Vegan Lemon Meringue Pie
It’s Pi Day, and vegan meringue broke the internet. Therefore, I bring you vegan lemon meringue pie.
I heard about the infamous chickpea-based meringue over the past few weeks on Facebook and blogs (like révolution végétale) and filed away the idea for future experiments. Pi Day seemed like the perfect time to try making vegan Lemon Meringue Pie.
Egg white based meringue wasn’t something I ate regularly before quitting animal products. Rather, I couldn’t even tell you if I ate meringue in my pre-vegan days. Therefore, my experience with meringue: a) never happened, or b) was totally forgettable. But you know, I like trying out techniques that were deemed impossible just a few years ago. And in addition, using leftover chickpea juice is resourceful, and incredibly creative. And everyone is doing it!
The pie crust is adapted from Cheers to Vegan Sweets. I think pie crust can be a little bland, but the coconut oil in this recipe makes it flaky and adds a sweet flavor. I didn’t have vodka, so I replaced it with tequila. Also, this pie is pretty non-traditional already, right? The lemon filling is adapted from a couple of recipes floating around the internet: Mister Nice Guy and Bite-Sized Thoughts. This pie had so many variables, so this is no time to mess around with recipe writing when these recipes are solid.
I doubled the meringue recipe because I wanted to try making meringue cookies as well, but that was absolutely not necessary. A tiny amount of liquid whips up into giant fluffy pillows.

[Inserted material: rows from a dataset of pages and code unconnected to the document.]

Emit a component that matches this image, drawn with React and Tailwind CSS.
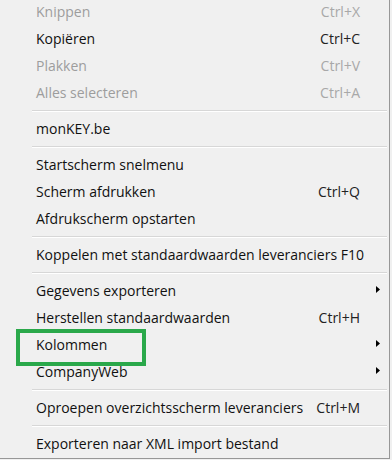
const GROUPS = [
  [
    { label: 'Knippen', shortcut: 'Ctrl+X', disabled: true },
    { label: 'Kopiëren', shortcut: 'Ctrl+C' },
    { label: 'Plakken', shortcut: 'Ctrl+V', disabled: true },
    { label: 'Alles selecteren', shortcut: 'Ctrl+A', disabled: true },
  ],
  [{ label: 'monKEY.be' }],
  [
    { label: 'Startscherm snelmenu' },
    { label: 'Scherm afdrukken', shortcut: 'Ctrl+Q' },
    { label: 'Afdrukscherm opstarten' },
  ],
  [{ label: 'Koppelen met standaardwaarden leveranciers F10' }],
  [
    { label: 'Gegevens exporteren', submenu: true },
    { label: 'Herstellen standaardwaarden', shortcut: 'Ctrl+H' },
    { label: 'Kolommen', submenu: true, highlight: true },
    { label: 'CompanyWeb', submenu: true },
  ],
  [{ label: 'Oproepen overzichtsscherm leveranciers', shortcut: 'Ctrl+M' }],
  [{ label: 'Exporteren naar XML import bestand' }],
];

function Arrow() {
  return (
    <svg width="4" height="7" viewBox="0 0 4 7" className="shrink-0">
      <path d="M0 0 L4 3.5 L0 7 Z" fill="#000" />
    </svg>
  );
}

function MenuItem({ item }) {
  return (
    <div className="relative flex items-center h-[27px] pl-[36px] pr-[29px] whitespace-nowrap">
      {item.highlight && (
        <div className="absolute z-10 left-[16px] -top-[2px] w-[130px] h-[37px] border-4 border-[#2aa84a]" />
      )}
      <span className={item.disabled ? 'text-[#9d9d9d]' : 'text-[#111]'}>{item.label}</span>
      <span className="flex-1" />
      {item.shortcut && (
        <span className={item.disabled ? 'text-[#a8a8a8]' : 'text-[#222]'}>{item.shortcut}</span>
      )}
      {item.submenu && (
        <span className="absolute right-[9px] top-[9px] flex">
          <Arrow />
        </span>
      )}
    </div>
  );
}

export default function App() {
  return (
    <div className="w-[392px] h-[460px] bg-[#f0f0f0] overflow-hidden">
      <div
        className="w-[390px] -mt-[2px] pb-[1px] bg-[#f0f0f0] border-r border-b border-[#979797] text-[14px]"
        style={{ fontFamily: "'Open Sans', 'Liberation Sans', sans-serif" }}
      >
        {GROUPS.map((group, gi) => (
          <div key={gi}>
            {gi > 0 && (
              <div className="pl-[32px] pr-[2px] pt-[4px] pb-[3px]">
                <div className="h-px bg-[#d7d7d7]" />
                <div className="h-px bg-white" />
              </div>
            )}
            {group.map((item) => (
              <MenuItem key={item.label} item={item} />
            ))}
          </div>
        ))}
      </div>
    </div>
  );
}
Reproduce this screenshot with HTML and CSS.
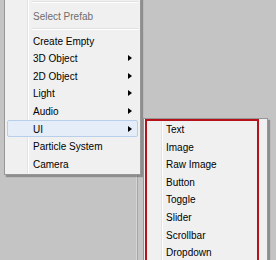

The recipe below makes half of what I made, and will still give you enough meringue for the pie and a tray or two of cookies.
Get the recipe:
- 2 cups flour
- ¾ teaspoon baking powder
- ¼ teaspoon salt
- ⅓ cup coconut oil
- 2 tablespoons sugar
- ⅓ cup cold water plus 1 teaspoon apple cider vinegar
- 2 tablespoons vodka
- 1 1/4 cups sugar
- 1/2 cup cornstarch
- 1/4 teaspoon agar powder
- 1/4 teaspoon salt
- 1 1/4 cups non-dairy milk
- 1 cup water
- 3/4 cup lemon juice (3-4 lemons)
- 1 1/2 tablespoons lemon zest (1-2 lemons)
- 2/3 cup aquafaba (liquid from can of chickpeas)
- 1/4 teaspoon cream of tartar
- 3/4 cup plus 2 tablespoons finely ground sugar
- 3/4 teaspoon vanilla
- Preheat oven to 350°F.
- Place flour, baking powder, and salt into a large bowl and cut in oil until dough resembles pebbles.
- Add water/vinegar and vodka and mix until completely incorporated.
- Roll out the dough on a floured surface, then transfer to a greased pie tin.
- Crimp the edges, then poke holes in the bottom of the pan with a fork.
- Bake for 25 minutes or until just starting to turn golden, then let cool. The pie will be baked again after the meringue step.
- Combine all ingredients in a medium-sized saucepan over medium-high heat.
- Bring the mixture to a boil and whisk constantly for 5 minutes until the filling is the consistency of pudding.
- Pour into the baked pie crust.
- Pour the aquafaba into the bowl of a stand mixer (or use electric hand mixers…but you don’t want to do this by hand!).
- Add the cream of tartar, then whip the bean juice with the balloon whisk attachment until it starts to thicken.
- Gradually add the sugar and vanilla, then continue whipping.
- This process took me 7-8 minutes, but I’ve read that it can take up to 15 or 20 minutes. You’ll want to keep it going on high speed until the mixture is the consistency of thick whipped cream. If it’s gloopy, your meringue will deflate as a result. A spoonful of meringue at the proper consistency will not drip if you hold it upside down.
- Preheat oven to 200°F.
- Pipe dollops of meringue on top of the pie.
- Bake for 2 1/2-3 hours or until the meringue is toasted. The baking time will depend on the amount of meringue on your pie, and how it’s piped on. Thick layers will take longer to bake.
- Finally, remove from the oven. Let cool completely to set the meringue.
To make meringue cookies out of leftover meringue, dollop meringue onto a parchment-lined baking sheet, then bake at 200°F for 2 hours. Then, turn off the oven and let dry with the oven door cracked for a couple of hours.
I took a start-to-finish video of the meringue-making process: it goes from liquid to foam to clouds!
I have a few more experiments up my sleeve, and I can’t wait to see what others come up with.